11人のメンバーでデビューした「INTO1」(イントゥーワン)
11人のメンバーでデビューした「INTO1」(イントゥーワン)

 「PRODUCE 101 JAPAN」という番組名にピンとくる人も少なくないだろう。吉本興業らが関わり、アイドルグループの「JO1」がデビューしたオーディション番組だ。「PRODUCE 101」はもともと韓国のオーディション番組だが、冒頭の3人が参加していた「創造営」は、これをモチーフに3年前に始まった。中国テンセントが中国国内向けの「テンセントビデオ」と海外向けの「WeTV」で配信しており、シリーズの合計再生回数が50億回を超えるといわれる人気番組だ。

 そのシーズン4である「創造営2021」に挑んだのがエイベックス・エンタテインメント(東京・港)で日米ハーフの男性グループ「INTERSECTION」、日中混合の男性グループ「WARPs UP」というグループに所属していた合計5人。うち冒頭で名前を挙げた3人が約2カ月のオーディションを勝ち抜き、2021年4月24日に中国でデビューした。

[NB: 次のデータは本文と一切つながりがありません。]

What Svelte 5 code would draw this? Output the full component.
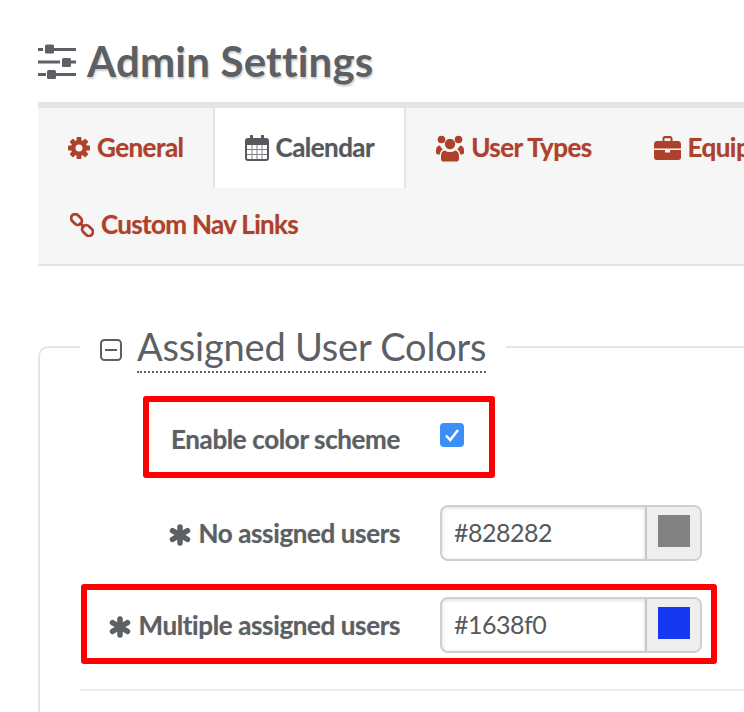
<script lang="ts">
  const tabs = [
    { id: "gear", label: "General" },
    { id: "calendar", label: "Calendar", active: true },
    { id: "users", label: "User Types" },
    { id: "briefcase", label: "Equipment" },
    { id: "link", label: "Custom Nav Links" },
  ];
  const colors = [
    { label: "No assigned users", value: "#828282" },
    { label: "Multiple assigned users", value: "#1638f0", marked: true },
  ];
</script>

{#snippet asterisk()}
  <svg class="star" viewBox="0 0 22 22" aria-hidden="true">
    <g stroke="currentColor" stroke-width="5.500" stroke-linecap="round">
      <path d="M11 3v16" />
      <path d="M3.500 6.700l15 8.600" />
      <path d="M18.500 6.700l-15 8.600" />
    </g>
  </svg>
{/snippet}

{#snippet icon(id: string)}
  {#if id === "gear"}
    <svg class="ic gear" viewBox="0 0 22 22" aria-hidden="true">
      <g fill="currentColor">
        {#each [0, 45, 90, 135, 180, 225, 270, 315] as a}
          <rect x="8.600" y="0" width="4.800" height="5" rx=".8" transform="rotate({a} 11 11)" />
        {/each}
      </g>
      <circle cx="11" cy="11" r="5.800" fill="none" stroke="currentColor" stroke-width="4.600" />
    </svg>
  {:else if id === "calendar"}
    <svg class="ic cal" viewBox="0 0 24 26" aria-hidden="true">
      <rect x="1" y="4" width="22" height="21" rx="2" fill="none" stroke="currentColor" stroke-width="2" />
      <rect x="1" y="4" width="22" height="6" fill="currentColor" />
      <path d="M6.500 1v6M17.500 1v6" stroke="currentColor" stroke-width="3" stroke-linecap="round" />
      <path d="M7 10v14M12 10v14M17 10v14M2 14.500h20M2 19.500h20" stroke="currentColor" stroke-width="1" opacity=".75" />
    </svg>
  {:else if id === "users"}
    <svg class="ic users" viewBox="0 0 28 27" aria-hidden="true">
      <g fill="currentColor">
        <circle cx="5.500" cy="4.500" r="3.800" />
        <circle cx="22.500" cy="4.500" r="3.800" />
        <circle cx="14" cy="9" r="5.200" />
        <path d="M0 15c0-3 2-4.500 4-4.500 .6 1.500 1.500 2.800 3 3.800-2 1.200-3 3-3.200 5.200H2c-1.300 0-2-.8-2-2z" />
        <path d="M28 15c0-3-2-4.500-4-4.500-.6 1.500-1.500 2.800-3 3.800 2 1.200 3 3 3.200 5.200H26c1.300 0 2-.8 2-2z" />
        <path d="M9 15.500c1.400 1 3 1.500 5 1.500s3.600-.5 5-1.500c2.500.2 4 2.300 4 5.500v3c0 1.500-1 2.600-2.500 2.600h-13C6 26.600 5 25.500 5 24v-3c0-3.200 1.500-5.300 4-5.500z" />
      </g>
    </svg>
  {:else if id === "briefcase"}
    <svg class="ic brief" viewBox="0 0 27 24" aria-hidden="true">
      <path
        fill="currentColor"
        d="M8.500 5V2.500C8.500 1 9.500 0 11 0h5c1.500 0 2.500 1 2.500 2.500V5H24c1.700 0 3 1.300 3 3v4.500H0V8c0-1.700 1.300-3 3-3zM10.500 5h6V2.200h-6zM0 14h11v2.500h5V14h11v7.500c0 1.400-1.100 2.500-2.500 2.500h-22C1.100 24 0 22.900 0 21.500z"
      />
    </svg>
  {:else if id === "link"}
    <svg class="ic link" viewBox="0 0 24 24" aria-hidden="true">
      <g fill="none" stroke="currentColor" stroke-width="2.800">
        <rect x="0.500" y="2.500" width="12" height="8" rx="4" transform="rotate(45 6.500 6.500)" />
        <rect x="11.500" y="13.500" width="12" height="8" rx="4" transform="rotate(45 17.500 17.500)" />
      </g>
      <path d="M9.500 9.500l5 5" stroke="currentColor" stroke-width="3" />
    </svg>
  {/if}
{/snippet}

<div class="page">
  <h1 class="title">
    <svg class="sliders" viewBox="0 0 38 36" aria-hidden="true">
      <g fill="#5c6064">
        <rect x="0" y="5" width="5" height="3" />
        <rect x="15" y="5" width="23" height="3" />
        <rect x="7" y="1.500" width="9" height="9" rx="1.500" />
        <rect x="0" y="17.500" width="22" height="3" />
        <rect x="33" y="17.500" width="5" height="3" />
        <rect x="24" y="15" width="9" height="9" rx="1.500" />
        <rect x="0" y="30" width="8" height="3" />
        <rect x="18" y="30" width="20" height="3" />
        <rect x="9" y="27" width="9" height="9" rx="1.500" />
      </g>
    </svg>
    Admin Settings
  </h1>

  <nav class="tabs">
    {#each tabs as tab}
      <a class="tab" class:active={tab.active} href="#{tab.id}">
        {@render icon(tab.id)}
        <span class="tab-label">{tab.label}</span>
      </a>
    {/each}
  </nav>

  <fieldset class="group">
    <legend class="legend">
      <svg class="toggle" viewBox="0 0 22 22" aria-hidden="true">
        <rect x="1" y="1" width="20" height="20" rx="3.500" fill="none" stroke="#5c6064" stroke-width="2" />
        <path d="M5 11h12" stroke="#5c6064" stroke-width="2" />
      </svg>
      <span class="legend-text">Assigned User Colors</span>
    </legend>

    <div class="row check-row">
      <span class="mark mark-check"></span>
      <span class="label">Enable color scheme</span>
      <span class="check">
        <svg viewBox="0 0 24 24" aria-hidden="true">
          <path d="M6 12.500l4.200 4.500L18 7" fill="none" stroke="#fff" stroke-width="2.500" />
        </svg>
      </span>
    </div>

    {#each colors as c}
      <div class="row">
        {#if c.marked}<span class="mark mark-color"></span>{/if}
        <span class="label">{@render asterisk()}<span class="label-text">{c.label}</span></span>
        <div class="color">
          <span class="value">{c.value}</span>
          <span class="addon"><span class="swatch" style="background: {c.value}"></span></span>
        </div>
      </div>
    {/each}

    <hr class="rule" />
  </fieldset>
</div>

<style>
  :global(body) {
    margin: 0;
    background: #fff;
  }

  .page {
    width: 744px;
    height: 712px;
    overflow: hidden;
    padding: 28px 0 0 38px;
    box-sizing: border-box;
    font-family: Lato, "Noto Sans", sans-serif;
    color: #5c6064;
  }

  .title {
    display: flex;
    align-items: center;
    gap: 11px;
    margin: 0;
    height: 74px;
    padding-bottom: 8px;
    box-sizing: border-box;
    font-size: 42px;
    line-height: 44px;
    font-weight: 700;
    letter-spacing: 0.2px;
    white-space: nowrap;
    text-shadow: 1px 2px 2px rgba(0, 0, 0, 0.2);
  }

  .sliders {
    width: 38px;
    height: 36px;
    flex: none;
  }

  .tabs {
    display: flex;
    flex-wrap: wrap;
    width: 900px;
    background: #f6f6f6;
    border-top: 6px solid #e4e4e4;
    border-bottom: 2px solid #e4e4e4;
    box-sizing: border-box;
    height: 164px;
  }

  .tab {
    display: flex;
    align-items: center;
    gap: 7px;
    height: 80px;
    padding: 0 30px;
    border-right: 2px solid transparent;
    box-sizing: border-box;
    color: #ad412b;
    font-size: 26px;
    font-weight: 700;
    letter-spacing: -0.55px;
    text-decoration: none;
    white-space: nowrap;
    text-shadow: 0 0 1px rgba(173, 65, 43, 0.45);
  }

  .tab-label {
    margin-top: -2px;
  }

  .tab:first-child {
    padding-right: 29px;
    border-right-color: #e4e4e4;
  }

  .tab.active {
    background: #fff;
    color: #55595e;
    border-right-color: #e4e4e4;
    text-shadow: 0 0 1px rgba(85, 89, 94, 0.45);
  }

  .tab:last-child {
    height: 76px;
    padding-left: 32px;
    padding-bottom: 2px;
    letter-spacing: -0.67px;
  }

  .ic {
    flex: none;
  }

  .gear {
    width: 22px;
    height: 22px;
  }

  .cal {
    width: 24px;
    height: 26px;
  }

  .users {
    width: 28px;
    height: 27px;
  }

  .brief {
    width: 27px;
    height: 24px;
  }

  .link {
    width: 24px;
    height: 24px;
  }

  .group {
    width: 900px;
    box-sizing: border-box;
    margin: 55px 0 0;
    padding: 0 0 100px 40px;
    border: 2px solid #e6e6e6;
    border-radius: 10px 0 0 0;
    min-width: 0;
  }

  .legend {
    display: flex;
    align-items: flex-start;
    gap: 15px;
    padding: 0 20px;
    height: 52px;
    color: #5c6064;
  }

  .toggle {
    width: 22px;
    height: 22px;
    margin-top: 18px;
  }

  .legend-text {
    font-size: 38px;
    line-height: 50px;
    height: 50px;
    letter-spacing: -0.2px;
    border-bottom: 2px dotted #5c6064;
    white-space: nowrap;
  }

  .row {
    position: relative;
    display: flex;
    align-items: center;
    height: 56px;
    margin-bottom: 36px;
  }

  .check-row {
    margin-top: 33px;
    margin-bottom: 33px;
    height: 66px;
  }

  .label {
    width: 320px;
    flex: none;
    text-align: right;
    font-size: 26px;
    font-weight: 700;
    letter-spacing: -0.38px;
    white-space: nowrap;
    text-shadow: 0 0 1px rgba(92, 96, 100, 0.45);
  }

  .label-text {
    margin-left: 8px;
  }

  .star {
    width: 22px;
    height: 22px;
    vertical-align: -3px;
  }

  .check {
    display: flex;
    width: 24px;
    height: 24px;
    margin: -8px 0 0 40px;
    border-radius: 4px;
    background: #3b8ff5;
  }

  .check svg {
    width: 24px;
    height: 24px;
  }

  .color {
    display: flex;
    width: 262px;
    height: 56px;
    margin-left: 40px;
    box-sizing: border-box;
    border: 2px solid #cfcfcf;
    border-radius: 8px;
    overflow: hidden;
  }

  .value {
    flex: 1;
    padding-left: 12px;
    font-size: 25px;
    line-height: 50px;
    letter-spacing: -0.5px;
    color: #55595e;
    box-shadow: inset 0 1px 4px rgba(0, 0, 0, 0.14);
  }

  .addon {
    display: flex;
    align-items: center;
    justify-content: center;
    width: 55px;
    box-sizing: border-box;
    background: #eeeeee;
    border-left: 2px solid #c8c8c8;
  }

  .swatch {
    width: 32px;
    height: 32px;
    margin-top: -4px;
  }

  /* red annotation frames drawn over the form */
  .mark {
    position: absolute;
    box-sizing: border-box;
    border: 6px solid #ff0000;
    border-radius: 3px;
    pointer-events: none;
  }

  .mark-check {
    left: 63px;
    top: -10px;
    width: 352px;
    height: 82px;
  }

  .mark-color {
    left: 1px;
    top: -13px;
    width: 636px;
    height: 80px;
  }

  .rule {
    margin: 0;
    border: 0;
    border-top: 2px solid #ececec;
  }
</style>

 「中国でのオーディションなので、まさか日本から3人もメンバーに入るとは思っていなかった」。興奮気味に話すのは、エイベックス・アジアの髙橋俊太社長だ。デビューメンバーは中国人、タイ人など11人。視聴者からの投票などで選ばれ、日本人3人の得票数はいずれも1600万票を超えた。グループ名は「INTO1」(イントゥーワン)。インターナショナル、インターネットといったイメージを含む。

「創造営2021」の最終回のパフォーマンスの様子
「創造営2021」の最終回のパフォーマンスの様子

 創造営2021に挑んだ5人は、中国に到着後、新型コロナウイルス感染症拡大対策のための2週間の隔離生活を経てオーディションに参加した。メンバーは中国語も話せず、右も左も分からない異国の地で中国やタイなどからの参加者と共同生活をしながら歌やダンスの練習を続けた。スマートフォンも没収され、オーディション期間中に日本の家族に連絡できたのは中国の旧正月前夜の1回だけだったという。20年11月末に中国に入ってから番組終了までは約5カ月。最終回では、涙を流しながら中国語で喜びを語るほどに……。選ばれた11人のメンバーでデビュー曲も披露した。